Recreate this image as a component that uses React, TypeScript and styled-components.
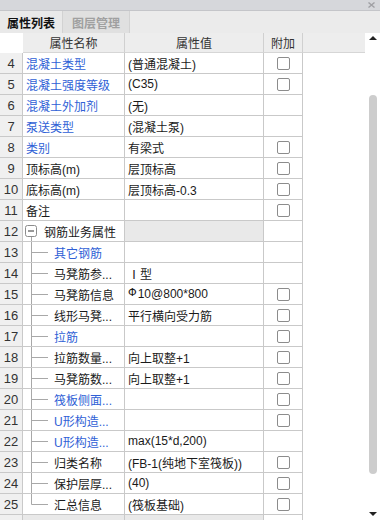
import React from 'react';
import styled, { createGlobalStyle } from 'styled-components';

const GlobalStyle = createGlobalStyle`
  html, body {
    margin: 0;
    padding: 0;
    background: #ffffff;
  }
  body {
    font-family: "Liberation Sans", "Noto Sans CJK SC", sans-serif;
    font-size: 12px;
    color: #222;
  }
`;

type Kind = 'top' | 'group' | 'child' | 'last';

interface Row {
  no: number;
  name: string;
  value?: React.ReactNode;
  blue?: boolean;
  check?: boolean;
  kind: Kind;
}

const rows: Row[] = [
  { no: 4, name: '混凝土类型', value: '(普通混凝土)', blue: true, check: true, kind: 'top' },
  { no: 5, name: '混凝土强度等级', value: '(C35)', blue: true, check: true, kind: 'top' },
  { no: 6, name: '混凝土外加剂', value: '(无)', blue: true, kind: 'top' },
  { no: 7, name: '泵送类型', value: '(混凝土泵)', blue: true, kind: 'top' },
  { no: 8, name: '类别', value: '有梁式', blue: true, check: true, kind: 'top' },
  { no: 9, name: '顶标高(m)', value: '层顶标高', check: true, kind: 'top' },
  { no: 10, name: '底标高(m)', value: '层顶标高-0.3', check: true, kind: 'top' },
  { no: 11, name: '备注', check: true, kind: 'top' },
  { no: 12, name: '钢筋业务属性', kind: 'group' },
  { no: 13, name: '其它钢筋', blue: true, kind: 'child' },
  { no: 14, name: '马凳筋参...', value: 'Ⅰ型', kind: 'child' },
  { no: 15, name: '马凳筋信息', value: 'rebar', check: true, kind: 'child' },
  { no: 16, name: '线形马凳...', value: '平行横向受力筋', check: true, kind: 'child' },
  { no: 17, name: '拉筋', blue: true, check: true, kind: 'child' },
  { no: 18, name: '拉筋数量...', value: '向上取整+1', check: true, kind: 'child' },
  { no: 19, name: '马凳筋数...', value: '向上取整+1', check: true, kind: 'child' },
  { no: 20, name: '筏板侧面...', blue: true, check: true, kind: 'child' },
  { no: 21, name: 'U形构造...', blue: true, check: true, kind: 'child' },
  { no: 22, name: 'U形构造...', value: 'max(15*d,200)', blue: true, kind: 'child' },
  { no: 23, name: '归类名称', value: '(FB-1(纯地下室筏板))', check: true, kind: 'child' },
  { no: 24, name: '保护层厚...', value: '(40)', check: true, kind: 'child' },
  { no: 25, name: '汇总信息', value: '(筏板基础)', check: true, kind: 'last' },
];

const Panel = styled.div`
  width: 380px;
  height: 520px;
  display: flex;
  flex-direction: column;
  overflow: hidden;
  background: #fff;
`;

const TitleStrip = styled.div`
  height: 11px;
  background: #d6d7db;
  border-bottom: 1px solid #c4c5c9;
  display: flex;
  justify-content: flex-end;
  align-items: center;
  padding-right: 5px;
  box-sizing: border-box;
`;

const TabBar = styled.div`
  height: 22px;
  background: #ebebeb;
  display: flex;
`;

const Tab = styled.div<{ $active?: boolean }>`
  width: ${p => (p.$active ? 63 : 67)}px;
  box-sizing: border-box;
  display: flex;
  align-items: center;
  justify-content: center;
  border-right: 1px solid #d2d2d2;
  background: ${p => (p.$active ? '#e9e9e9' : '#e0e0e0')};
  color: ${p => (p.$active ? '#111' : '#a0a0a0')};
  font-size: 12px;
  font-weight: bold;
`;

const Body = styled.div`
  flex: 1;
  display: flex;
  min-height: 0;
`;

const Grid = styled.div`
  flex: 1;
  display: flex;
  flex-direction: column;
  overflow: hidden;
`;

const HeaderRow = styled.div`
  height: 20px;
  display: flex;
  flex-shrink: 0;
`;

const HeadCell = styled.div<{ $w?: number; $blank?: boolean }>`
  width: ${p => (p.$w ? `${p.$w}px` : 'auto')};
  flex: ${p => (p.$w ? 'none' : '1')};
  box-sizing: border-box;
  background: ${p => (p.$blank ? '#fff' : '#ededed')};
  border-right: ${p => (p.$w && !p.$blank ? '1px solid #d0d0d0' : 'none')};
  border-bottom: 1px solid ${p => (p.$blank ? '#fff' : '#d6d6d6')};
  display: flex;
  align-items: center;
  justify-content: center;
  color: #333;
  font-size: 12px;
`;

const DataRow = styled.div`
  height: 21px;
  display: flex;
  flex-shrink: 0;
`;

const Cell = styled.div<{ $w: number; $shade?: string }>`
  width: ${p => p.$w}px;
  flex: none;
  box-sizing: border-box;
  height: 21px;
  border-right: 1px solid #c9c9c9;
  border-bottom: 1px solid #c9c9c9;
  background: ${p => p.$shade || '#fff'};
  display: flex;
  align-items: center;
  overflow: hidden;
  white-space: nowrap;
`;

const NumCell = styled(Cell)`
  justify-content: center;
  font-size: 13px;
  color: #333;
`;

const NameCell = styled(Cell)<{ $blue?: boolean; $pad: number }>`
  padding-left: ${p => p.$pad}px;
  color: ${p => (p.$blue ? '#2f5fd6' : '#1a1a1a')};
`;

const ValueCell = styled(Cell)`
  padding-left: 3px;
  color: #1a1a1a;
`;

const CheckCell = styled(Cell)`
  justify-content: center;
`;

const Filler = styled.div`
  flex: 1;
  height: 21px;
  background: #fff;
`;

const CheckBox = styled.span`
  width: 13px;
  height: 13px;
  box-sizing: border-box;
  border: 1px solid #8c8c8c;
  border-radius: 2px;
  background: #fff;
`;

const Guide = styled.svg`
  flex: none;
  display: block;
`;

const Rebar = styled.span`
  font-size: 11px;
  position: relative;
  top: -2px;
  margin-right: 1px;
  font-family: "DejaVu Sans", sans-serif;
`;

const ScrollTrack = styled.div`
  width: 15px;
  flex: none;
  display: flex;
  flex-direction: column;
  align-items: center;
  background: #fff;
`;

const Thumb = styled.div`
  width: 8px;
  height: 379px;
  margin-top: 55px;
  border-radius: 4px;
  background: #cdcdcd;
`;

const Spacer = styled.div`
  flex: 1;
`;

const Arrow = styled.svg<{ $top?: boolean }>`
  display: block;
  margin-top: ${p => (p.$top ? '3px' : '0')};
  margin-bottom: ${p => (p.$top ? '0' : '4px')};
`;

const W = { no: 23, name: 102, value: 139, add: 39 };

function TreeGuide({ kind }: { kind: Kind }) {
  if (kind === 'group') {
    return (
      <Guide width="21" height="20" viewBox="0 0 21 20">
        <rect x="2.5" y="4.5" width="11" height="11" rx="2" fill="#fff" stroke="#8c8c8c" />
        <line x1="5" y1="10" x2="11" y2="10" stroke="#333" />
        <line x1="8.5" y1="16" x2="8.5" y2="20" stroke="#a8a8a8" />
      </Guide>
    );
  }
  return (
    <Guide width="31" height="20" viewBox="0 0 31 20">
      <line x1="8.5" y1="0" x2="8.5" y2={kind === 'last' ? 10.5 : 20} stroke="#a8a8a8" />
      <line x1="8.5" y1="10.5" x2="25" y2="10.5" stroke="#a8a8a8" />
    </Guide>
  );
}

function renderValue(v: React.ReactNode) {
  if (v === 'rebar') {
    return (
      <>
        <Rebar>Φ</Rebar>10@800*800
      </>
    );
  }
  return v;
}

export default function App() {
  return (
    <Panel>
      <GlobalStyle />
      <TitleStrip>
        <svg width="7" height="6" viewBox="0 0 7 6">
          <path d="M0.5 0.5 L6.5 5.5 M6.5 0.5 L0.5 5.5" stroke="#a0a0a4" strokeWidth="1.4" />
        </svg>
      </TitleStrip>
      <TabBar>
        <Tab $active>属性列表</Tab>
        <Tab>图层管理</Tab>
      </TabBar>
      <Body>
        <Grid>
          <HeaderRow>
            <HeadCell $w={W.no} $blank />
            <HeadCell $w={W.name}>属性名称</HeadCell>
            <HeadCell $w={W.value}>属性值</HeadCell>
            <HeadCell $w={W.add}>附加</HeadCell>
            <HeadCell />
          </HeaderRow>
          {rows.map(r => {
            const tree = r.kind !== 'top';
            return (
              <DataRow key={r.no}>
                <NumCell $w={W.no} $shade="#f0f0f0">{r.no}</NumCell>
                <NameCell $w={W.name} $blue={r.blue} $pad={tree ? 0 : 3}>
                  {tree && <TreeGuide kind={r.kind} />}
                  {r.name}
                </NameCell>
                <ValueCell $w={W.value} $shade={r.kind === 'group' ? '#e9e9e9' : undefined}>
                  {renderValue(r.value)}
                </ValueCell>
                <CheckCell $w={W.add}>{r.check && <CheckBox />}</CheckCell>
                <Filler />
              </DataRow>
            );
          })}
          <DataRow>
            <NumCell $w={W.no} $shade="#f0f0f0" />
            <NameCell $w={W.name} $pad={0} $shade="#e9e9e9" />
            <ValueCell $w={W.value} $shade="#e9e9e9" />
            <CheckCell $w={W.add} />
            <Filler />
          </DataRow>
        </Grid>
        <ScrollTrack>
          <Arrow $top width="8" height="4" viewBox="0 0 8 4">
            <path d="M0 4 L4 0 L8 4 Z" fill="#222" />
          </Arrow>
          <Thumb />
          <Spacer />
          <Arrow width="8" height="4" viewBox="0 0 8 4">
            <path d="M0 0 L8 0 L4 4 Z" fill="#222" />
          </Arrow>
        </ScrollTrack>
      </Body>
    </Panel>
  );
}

---

What this task involves> In the data above, please extract the lines from the first one through the line with "type Kind = 'top'", exactly, and keep pictures out.

Finished task>
Recreate this image as a component that uses React, TypeScript and styled-components.
import React from 'react';
import styled, { createGlobalStyle } from 'styled-components';

const GlobalStyle = createGlobalStyle`
  html, body {
    margin: 0;
    padding: 0;
    background: #ffffff;
  }
  body {
    font-family: "Liberation Sans", "Noto Sans CJK SC", sans-serif;
    font-size: 12px;
    color: #222;
  }
`;

type Kind = 'top' | 'group' | 'child' | 'last';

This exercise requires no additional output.